Thanks Malah for being quicker ! Feel free to update if you have improvements on the rule.

Full code:

Spoiler:

Code:

# -*- mode:python -*-

__license__ = 'GPL v3'
__copyright__ = '2009, Mathieu Godlewski <mathieu at godlewski.fr>; 2010-2012, Louis Gesbert <meta at antislash dot info>'
'''
Mediapart
'''

__author__ = '2009, Mathieu Godlewski <mathieu at godlewski.fr>; 2010-2012, Louis Gesbert <meta at antislash dot info>'

import re
from calibre.ebooks.BeautifulSoup import BeautifulSoup, Tag
from calibre.web.feeds.news import BasicNewsRecipe
from calibre.web.feeds import feeds_from_index
from datetime import datetime,date,timedelta

class Mediapart(BasicNewsRecipe):
    title = 'Mediapart'
    __author__ = 'Mathieu Godlewski, Louis Gesbert'
    description = 'Global news in french from news site Mediapart'
    publication_type = 'newspaper'
    language = 'fr'
    needs_subscription = True
    oldest_article = 2

    use_embedded_content = False
    no_stylesheets = True

    cover_url = 'https://static.mediapart.fr/files/M%20Philips/logo-mediapart.png'

# --

    oldest_article_date = date.today() - timedelta(days=oldest_article)
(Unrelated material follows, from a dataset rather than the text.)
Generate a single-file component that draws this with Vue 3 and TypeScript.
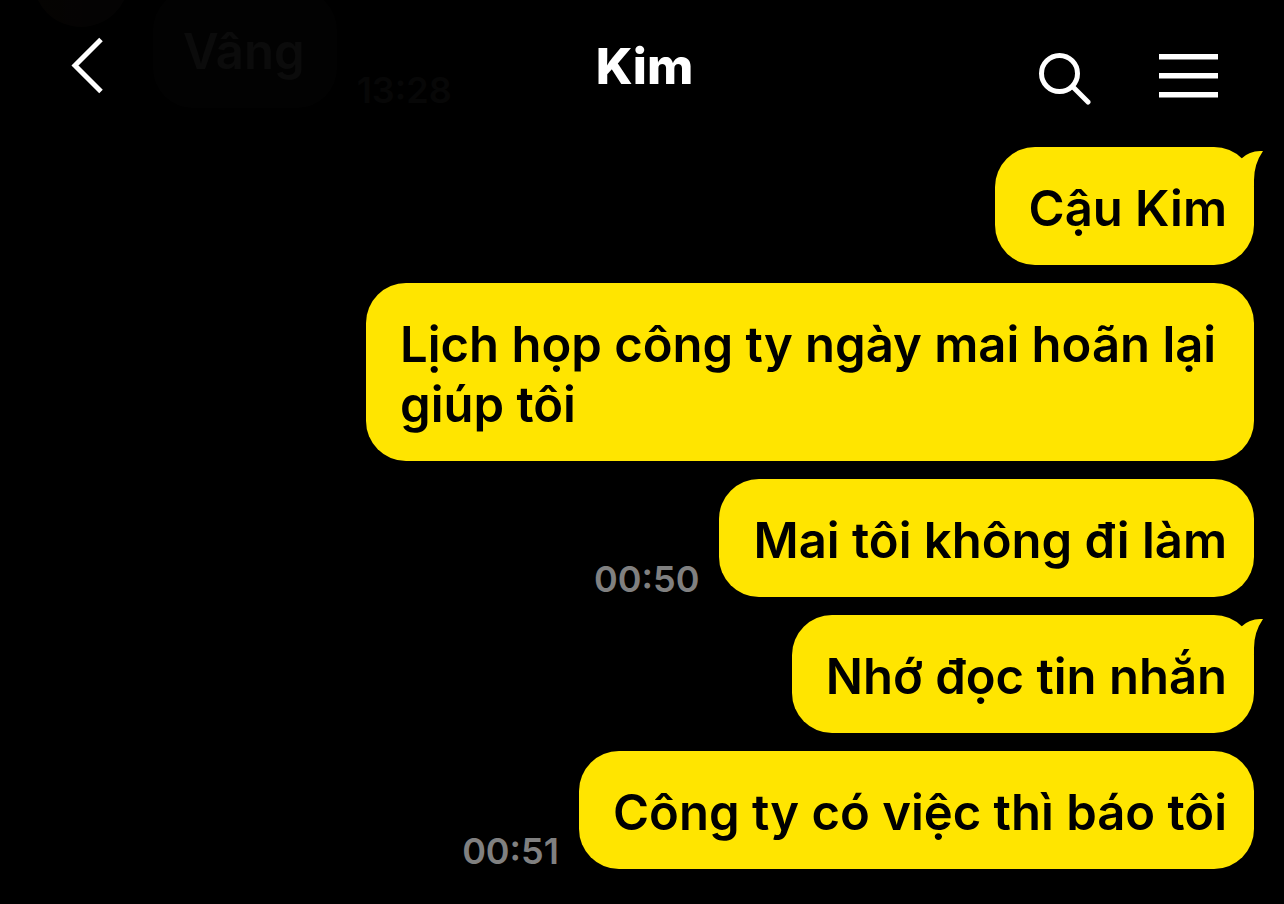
<script setup lang="ts">
interface Message {
  id: number
  text: string
  time?: string
  tail?: boolean
}

const contact = 'Kim'

const received: Message = { id: 0, text: 'Vâng', time: '13:28' }

const sent: Message[] = [
  { id: 1, text: 'Cậu Kim', tail: true },
  { id: 2, text: 'Lịch họp công ty ngày mai hoãn lại giúp tôi' },
  { id: 3, text: 'Mai tôi không đi làm', time: '00:50' },
  { id: 4, text: 'Nhớ đọc tin nhắn', tail: true },
  { id: 5, text: 'Công ty có việc thì báo tôi', time: '00:51' },
]
</script>

<template>
  <main class="chat">
    <header class="bar">
      <button class="icon-button" type="button" aria-label="Back">
        <svg width="34" height="58" viewBox="0 0 34 58" fill="none" stroke="#fff" stroke-width="5">
          <path d="M31 2.500 5 28.500 31 54.500" />
        </svg>
      </button>
      <h1 class="title">{{ contact }}</h1>
      <div class="actions">
        <button class="icon-button" type="button" aria-label="Search">
          <svg width="54" height="54" viewBox="0 0 54 54" fill="none" stroke="#fff" stroke-width="5">
            <circle cx="21.500" cy="22.500" r="18" />
            <path d="M35 36 50 51" stroke-linecap="round" />
          </svg>
        </button>
        <button class="icon-button" type="button" aria-label="Menu">
          <svg width="60" height="48" viewBox="0 0 60 48" fill="#fff">
            <path d="M0 0h59v5.500H0zM0 19h59v5.500H0zM0 38h59v5.500H0z" />
          </svg>
        </button>
      </div>
    </header>

    <ol class="messages">
      <li class="row incoming">
        <span class="avatar" aria-hidden="true"></span>
        <p class="bubble">{{ received.text }}</p>
        <time class="time">{{ received.time }}</time>
      </li>
      <li v-for="message in sent" :key="message.id" class="row outgoing">
        <time v-if="message.time" class="time">{{ message.time }}</time>
        <p class="bubble">
          {{ message.text }}
          <svg v-if="message.tail" class="tail" width="34" height="40" viewBox="0 0 34 40" aria-hidden="true">
            <path d="M11.500 11.500Q20 3 33 4Q24 17 24 33V40L8 24Z" fill="#ffe500" />
          </svg>
        </p>
      </li>
    </ol>
  </main>
</template>

<style>
body {
  margin: 0;
  background: #000;
}
</style>

<style scoped>
.chat {
  position: relative;
  min-height: 100vh;
  box-sizing: border-box;
  overflow: hidden;
  background: #000;
  color: #000;
  font-family: Inter, "Noto Sans", sans-serif;
}

.bar {
  position: absolute;
  z-index: 1;
  top: 0;
  left: 0;
  right: 0;
  display: grid;
  grid-template-columns: 1fr auto 1fr;
  align-items: center;
  height: 132px;
  box-sizing: border-box;
  padding: 0 65px 0 70px;
  background: rgba(0, 0, 0, 0.95);
}

.title {
  margin: 0;
  color: #fff;
  font-size: 50px;
  line-height: 60px;
  font-weight: 800;
}

.icon-button {
  display: block;
  padding: 0;
  border: 0;
  background: none;
  cursor: pointer;
}

.icon-button svg {
  display: block;
}

.actions {
  display: flex;
  justify-content: flex-end;
  align-items: center;
  gap: 67px;
  padding-top: 24px;
}

.messages {
  display: flex;
  flex-direction: column;
  gap: 18px;
  margin: -69px 0 0;
  padding: 0 30px 34px;
  list-style: none;
}

.row {
  display: flex;
  align-items: flex-end;
  gap: 20px;
}

.incoming {
  height: 177px;
  margin-bottom: 21px;
}

.outgoing {
  justify-content: flex-end;
}

.avatar {
  align-self: flex-start;
  flex: none;
  width: 96px;
  height: 96px;
  margin: 0 4px 0 3px;
  border-radius: 50%;
  background: linear-gradient(90deg, #6b4a30, #4c4844);
}

.bubble {
  position: relative;
  box-sizing: border-box;
  max-width: 888px;
  margin: 0;
  padding: 32px 27px 27px 34px;
  border-radius: 40px;
  background: #ffe500;
  font-size: 49px;
  line-height: 59px;
  font-weight: 600;
}

.outgoing .bubble {
  padding-bottom: 26px;
  line-height: 60px;
}

.incoming .bubble {
  padding: 32px 32px 27px 30px;
  background: #2d2d2d;
  color: #d0d0d0;
}

.tail {
  position: absolute;
  top: 0;
  right: -10px;
}

.time {
  color: #808080;
  font-size: 36px;
  line-height: 36px;
  font-weight: 600;
}
</style>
# -- get the index (the feed at 'http://www.mediapart.fr/articles/feed' only has
# the 10 last elements :/)

    feeds = [
        ('La Une', 'http://www.mediapart.fr/articles/feed'),
    ]

    def parse_feeds(self):
        feeds = super(Mediapart, self).parse_feeds()
        feeds += feeds_from_index(self.my_parse_index(feeds))
        return feeds

    def my_parse_index(self, la_une):
        articles = []

        breves = []
        liens = []
        confidentiels = []

        soup = self.index_to_soup('https://www.mediapart.fr/journal/fil-dactualites')
        page = soup.find('div', {'id':'pageFirstContent'})
        fils = page.find('div', {'class':re.compile(r'\bcontent-journal\b')})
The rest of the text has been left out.